Entries with page source code:
────────

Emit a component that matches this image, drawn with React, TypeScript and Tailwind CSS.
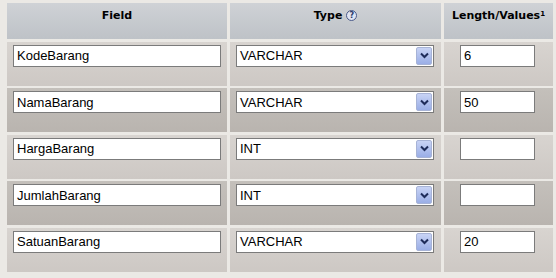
const rows = [
  { name: 'KodeBarang', type: 'VARCHAR', len: '6' },
  { name: 'NamaBarang', type: 'VARCHAR', len: '50' },
  { name: 'HargaBarang', type: 'INT', len: '' },
  { name: 'JumlahBarang', type: 'INT', len: '' },
  { name: 'SatuanBarang', type: 'VARCHAR', len: '20' },
];

function SelectBox({ value }: { value: string }) {
  return (
    <div className="flex h-[22px] w-[198px] items-center border border-[#7b7b7b] bg-white pl-[3px] pr-[1px]">
      <span className="flex-1 text-[13px] leading-none text-black">{value}</span>
      <span className="flex h-[18px] w-[16px] items-center justify-center rounded-[2px] border border-[#a7b3d6] bg-gradient-to-b from-[#c8d3f5] to-[#9aaee6]">
        <svg width="9" height="7" viewBox="0 0 9 7">
          <path d="M1 1.5 L4.5 5 L8 1.5" fill="none" stroke="#1e2c5a" strokeWidth="2" />
        </svg>
      </span>
    </div>
  );
}

function TextBox({ value, w }: { value: string; w: string }) {
  return (
    <div className={`flex h-[22px] ${w} items-center border border-[#7b7b7b] bg-white px-[3px] text-[13px] leading-none text-black`}>
      {value}
    </div>
  );
}

function HeaderCell({ children }: { children: React.ReactNode }) {
  return (
    <div className="flex justify-center bg-gradient-to-b from-[#cfd2d6] to-[#bec2c7] pt-[5px] text-[11px] font-bold text-black">
      {children}
    </div>
  );
}

export default function App() {
  return (
    <div
      className="h-[278px] w-[556px] bg-[#ebe9e5] pl-[7px] pt-[3px]"
      style={{ fontFamily: '"Liberation Sans", Arial, sans-serif' }}
    >
      <div className="grid grid-cols-[220px_211px_109px] gap-x-[3px] gap-y-[2.5px]">
        <div className="contents" style={{ fontFamily: '"DejaVu Sans", Verdana, sans-serif' }}>
          <div className="col-span-3 grid h-[36px] grid-cols-[220px_211px_109px] gap-x-[3px]" style={{ fontFamily: '"DejaVu Sans", Verdana, sans-serif' }}>
            <HeaderCell>Field</HeaderCell>
            <HeaderCell>
              <span className="flex items-start gap-[4px]">
                Type
                <span className="mt-[2px] flex h-[11px] w-[11px] items-center justify-center rounded-full border border-[#4a5a8a] bg-[#dfe4f2] text-[8px] leading-none text-[#2a3a6a]">
                  ?
                </span>
              </span>
            </HeaderCell>
            <HeaderCell>
              <span>
                Length/Values<sup className="text-[7px]">1</sup>
              </span>
            </HeaderCell>
          </div>
        </div>
        {rows.map((r, i) => {
          const bg = i % 2 === 0 ? 'from-[#d8d4d0] to-[#cdc8c4]' : 'from-[#c4c0bb] to-[#b9b4af]';
          return (
            <div key={r.name} className="col-span-3 grid h-[44px] grid-cols-[220px_211px_109px] gap-x-[3px]">
              <div className={`bg-gradient-to-b ${bg} pl-[6px] pt-[3px]`}>
                <TextBox value={r.name} w="w-[208px]" />
              </div>
              <div className={`bg-gradient-to-b ${bg} pl-[6px] pt-[3px]`}>
                <SelectBox value={r.type} />
              </div>
              <div className={`bg-gradient-to-b ${bg} pl-[16px] pt-[3px]`}>
                <TextBox value={r.len} w="w-[75px]" />
              </div>
            </div>
          );
        })}
      </div>
    </div>
  );
}
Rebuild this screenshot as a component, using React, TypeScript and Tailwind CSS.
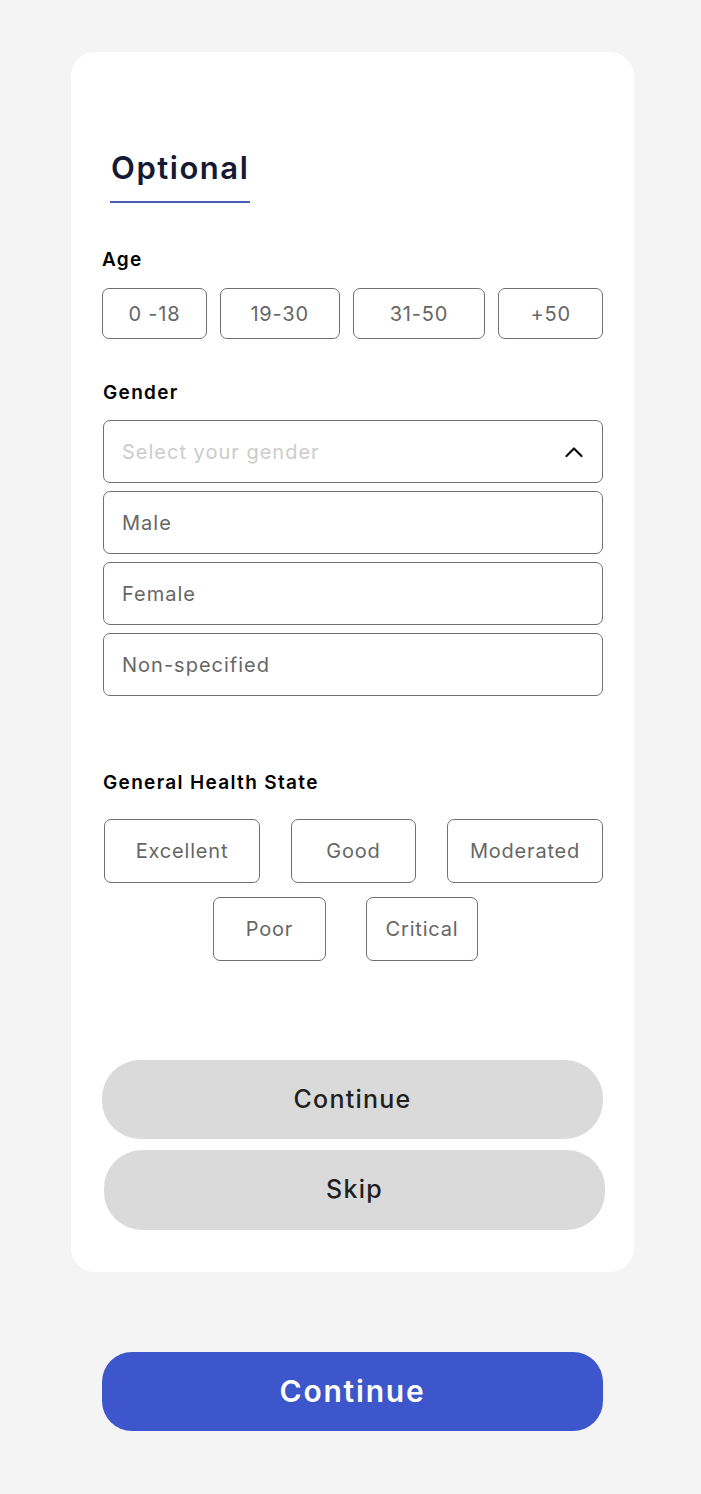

────────

__SHORT PROBLEM__
Your task is to gather every line with the word "Tailwind" and copy it.

__EXPECTED ANSWER__
Emit a component that matches this image, drawn with React, TypeScript and Tailwind CSS.
Rebuild this screenshot as a component, using React, TypeScript and Tailwind CSS.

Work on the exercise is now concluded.